‘The Young African Leaders Initiative (YALI) is a signature effort to invest in the next generation of African leaders. Nearly 1 in 3 Africans are between the ages of 10 and 24, and approximately 60 percent of Africa’s total population is below the age of 35. Former President Obama launched YALI in 2010 to support young African leaders as they spur growth and prosperity, strengthen democratic governance, and enhance peace and security across Sub-Saharan Africa.” (Official Website, Young African Leaders Initiative).
You may have read about Eric Gisairo on one of our previous blogs. Eric, who works in the area of child protection with Hold the Child, is a Play For Peace trainer with Play For Peace South Sudan. A few weeks ago, we caught up with him to ask him about some of the other initiatives he works with.
Eric is part of the YALI family: the Young African Leadership Initiative. Founded in 2010 by former U.S. President Barack Obama, YALI supports young Africans by providing training, networking opportunities, and other occasions for leadership and professional development. There are four YALI Regional Leadership Centers: East Africa, South Africa, West Africa – Accra, and West Africa – Dakar. Residing in South Sudan, Eric works with the East Africa branch, headquartered in Nairobi, and covering fourteen countries on the continent.
Toward the end of 2016, Eric applied to and was selected for entry into the YALI Regional Leadership Center East Africa program, under the track of Civic Leadership. Applicants are selected on merit, on the impact they are having within their community. His acceptance brought him to Nairobi early this year to participate in four weeks of training. There, participants were given information about Africa, design challenges around community problem-solving, team building and networking exercises, and training on the habits of highly effective people. “We came together as a team during the training, and at the end of the day,” recalls Eric, “Participants are awarded certificates upon completion of that training, and then join the rest of the YALI alumni family. Participants can then go back to their own countries, join the Country Chapter with other members who went through the same program, and discuss strategic issues within the community, nation and Africa as a whole.”
During the team building portion of the training, Eric was surprised to find that, through team building sessions, facilitators used games similar to those used in PFP. This was an opportunity to share his PFP experiences, and build on those experiences with other YALI participants.
“I brought to this training the knowledge of PFP. I use it in my other initiatives as a strategy for peace-building: how to help and transform others. Currently I look at what is going on in South Sudan. People are not in good relationships. Many are homeless, some are still in IDP camps, and thousands have fled in poverty, having lost their relatives. At the end of the day, this has resulted in a lot of hatred and mistrust. But using the knowledge of PFP, we go into communities, we pray together, we love together. We find that these methods are working.”
After the training, participants were given a challenge to figure out how they can impact idle youth and transform their lives. Many places in Africa have issues of unemployment.

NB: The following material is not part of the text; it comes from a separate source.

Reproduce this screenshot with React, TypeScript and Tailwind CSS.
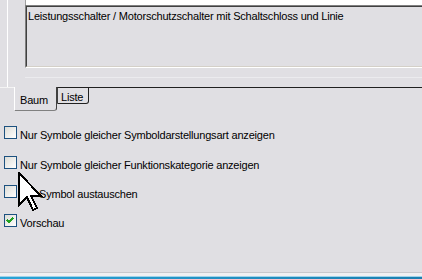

YALI members look at how they can help youth heighten their role in the community. “I’m working in South Sudan,” says Eric, “it’s one of the youngest countries in Africa, and has many challenges: insecurity, instability, inflation, and so on. You find that if you are a youth, you don’t have anything to do. Perhaps you do not feel useful within the community. So how does one get motivated, despite these challenges?” Youth forums, where leaders can discuss youth issues, and how to deal with conflict in the community, is one way to begin this process. Meetings with youth in the community are also common, where YALI members try to build youth resilience.
When Eric was asked for an example of the kinds of projects YALI graduates undertake, he shared a recent story. On July 18, Mandela Day, he and some of his YALI Colleagues went to the Alshabaha Hospital in Juba. Focusing on child patients and their mothers, they decided to contribute, from their own funds, money to help children born on July 18th. They bought various supplies: sugar, tissue papers, all in celebration of Mandela Day.
Although Eric has completed his training in Nairobi, he says that there are more resources available. Members can apply for particular project funds, or take online courses. Eric himself was involved with some recent online courses and training, and was granted a certificate for Transparency and Good Governance and Human Rights: Girls and Women. His growth in the organization, as well as in PFP, is always ongoing.